Verse 2. God's mercy is itself the morning ray, which scatters away darkness ( Psalms 3:5 59:16); his faithfulness the guardian, that assures us against night peril. --F. Delitzsch.

Verse 2. In the morning, and ... every night. God is Alpha and Omega. It is fit we should begin and end the day with his praise, who begins and ends it for us with mercy. Well, thou seest thy duty plainly laid before thee. As thou wouldst have God prosper thy labour in the day, and sweeten thy rest in the night, clasp them both together with thy morning and evening devotions. He that takes no care to set forth God's portion of time in the morning, doth not only rob God of his due, but is a thief to himself all the day after, by losing the blessing which a faithful prayer might bring from heaven on his undertakings. And he that closes his eyes at night without prayer, lies down before his bed is made. -- William Gurnall.

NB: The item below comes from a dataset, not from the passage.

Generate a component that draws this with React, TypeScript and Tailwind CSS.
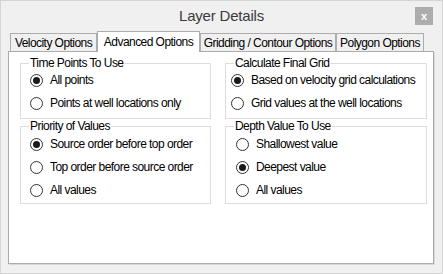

Verse 2. Thy faithfulness (Vulg. `veritas,') every night. Truth can be taken in its proper signification. Thus St. Jerome on our Psalm takes it, and says: "The truth of the Lord is announced in the night, as if it were wrapped up in some verbal obscurities. In an enigma it is spoken, and in parables; that seeing, they should not see, and hearing, they should not understand. Moses ascended Mount Sinai, Exodus 24:9 , and passed into the tempest and into the blackness and darkness, and there spake with the Lord." Thus Jerome. Christ brings back the light to us, as Lactantius teaches. Shall we wait, says he, till Socrates shall know something? Or Anaxagoras find light in the darkness? Or Democritus draw forth the truth from a well? Or till Empedocles expands the paths of his soul? Or Ascesilas and Carneades see, feel, and perceive? Behold a voice from heaven teaches us the truth, and reveals it more clearly to us than the sun himself ... In the night truth is to be shown forth, that the night may be turned into day. --Le Blanc.



Verse 2.

  1. Our praises of God should be intelligent, declaring his varied attributes.
  2. Seasonable, declaring each attribute in appropriate time.
  3. Continual, every night, and every day.